The ban applies for fishing activities in PNA exclusive economic zones, the prohibition shall be implemented in accordance with the Third Arrangement implementing the Nauru Agreement as amended on 11 September 2010.
It also itemizes a number of recommendations that vessels must comply with as a result of the ban.

Parties to Nauru Agreement chairperson Nanette Malsol said they are happy that the commission is finally doing something to protect whale sharks and apply compatible measures to PNA rules, which were implemented in 2010.

Malsol said PNA agreed under their regulations to ban setting of nets on whale sharks, and parties are currently implementing the measure. Other coastal states have similar measures in place.
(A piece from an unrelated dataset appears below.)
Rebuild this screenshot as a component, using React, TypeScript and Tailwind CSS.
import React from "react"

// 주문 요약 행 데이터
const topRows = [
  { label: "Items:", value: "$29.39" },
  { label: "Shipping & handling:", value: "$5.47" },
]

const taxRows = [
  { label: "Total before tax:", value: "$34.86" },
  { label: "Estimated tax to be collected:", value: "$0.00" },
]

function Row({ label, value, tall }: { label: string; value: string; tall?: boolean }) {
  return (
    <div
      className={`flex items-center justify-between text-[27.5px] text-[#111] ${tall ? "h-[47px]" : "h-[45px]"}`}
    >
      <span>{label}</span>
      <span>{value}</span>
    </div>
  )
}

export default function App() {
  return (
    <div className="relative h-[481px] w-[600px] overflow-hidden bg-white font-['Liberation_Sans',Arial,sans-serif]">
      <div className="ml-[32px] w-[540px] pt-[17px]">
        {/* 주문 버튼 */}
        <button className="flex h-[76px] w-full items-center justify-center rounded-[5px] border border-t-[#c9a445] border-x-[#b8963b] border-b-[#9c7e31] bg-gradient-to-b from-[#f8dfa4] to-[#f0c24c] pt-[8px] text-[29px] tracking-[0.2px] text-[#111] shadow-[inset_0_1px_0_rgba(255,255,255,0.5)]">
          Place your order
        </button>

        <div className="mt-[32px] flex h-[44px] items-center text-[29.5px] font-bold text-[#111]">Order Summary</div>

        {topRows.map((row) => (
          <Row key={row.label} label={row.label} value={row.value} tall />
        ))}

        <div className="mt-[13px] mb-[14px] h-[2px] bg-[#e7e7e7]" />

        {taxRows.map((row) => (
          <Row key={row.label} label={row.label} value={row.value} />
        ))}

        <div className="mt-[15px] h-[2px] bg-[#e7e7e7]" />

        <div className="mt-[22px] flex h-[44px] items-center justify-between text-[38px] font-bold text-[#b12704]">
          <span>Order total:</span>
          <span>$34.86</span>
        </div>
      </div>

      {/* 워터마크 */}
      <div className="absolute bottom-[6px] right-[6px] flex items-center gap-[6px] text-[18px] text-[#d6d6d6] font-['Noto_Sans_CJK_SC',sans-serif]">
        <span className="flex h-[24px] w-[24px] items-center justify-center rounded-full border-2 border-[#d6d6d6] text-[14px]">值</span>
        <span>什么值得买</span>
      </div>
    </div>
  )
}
“These in-zone measures are being undermined by the failure of the Commission to meet its responsibilities to apply a compatible measure in the high seas, which is a breach of the Convention.
PNA members have strongly supported the Australian proposal for whale shark protection,” she said.
Angelo Villagomez of Pew Environment Group said, “This is great news for vulnerable whale sharks in the Pacific and we congratulate Australia and the WCPFC members.
“We’re encouraged to see WCPFC put in place a measure to protect the largest and one of the most majestic fish in the sea, the whale shark.” said Angelo Villagomez of Global Shark Conservation at the Pew Environment Group.
“Preventing vessels from intentionally setting their nets around whale sharks will help prevent further decline of this threatened species.”
“Unfortunately, WCPFC missed opportunities to protect other at risk shark species, reduce shark by-catch and close loopholes in its finning ban.
“This will now be another year where the vast majority of shark species in the Pacific won’t be managed by WCPFC.
“Despite the fact that WCPFC has a clear mandate to manage sharks, WCPFC continues to push its responsibility off on to individual countries.
While some countries in the region have been extremely proactive by turning their waters in to shark sanctuaries, most countries have done little to prevent the decline of shark populations.
Since sharks are highly migratory and are caught across jurisdictional boundaries, improved shark conservation at both the national and WCPFC levels is vital.
Vessels fishing for tuna sometimes set their nets around whale sharks because tuna tend to aggregate under whale sharks and other large floating objects.
But since the whale sharks become entangled in the nets, this fishing method can lead to their deaths.
Recent analysis of whale shark interactions with purse seine fisheries found that purse seines set on whale sharks killed an estimated 56 sharks in 2009 and 19 animals in 2010.
Whale sharks are becoming increasingly rare and are now assessed as vulnerable globally by the IUCN.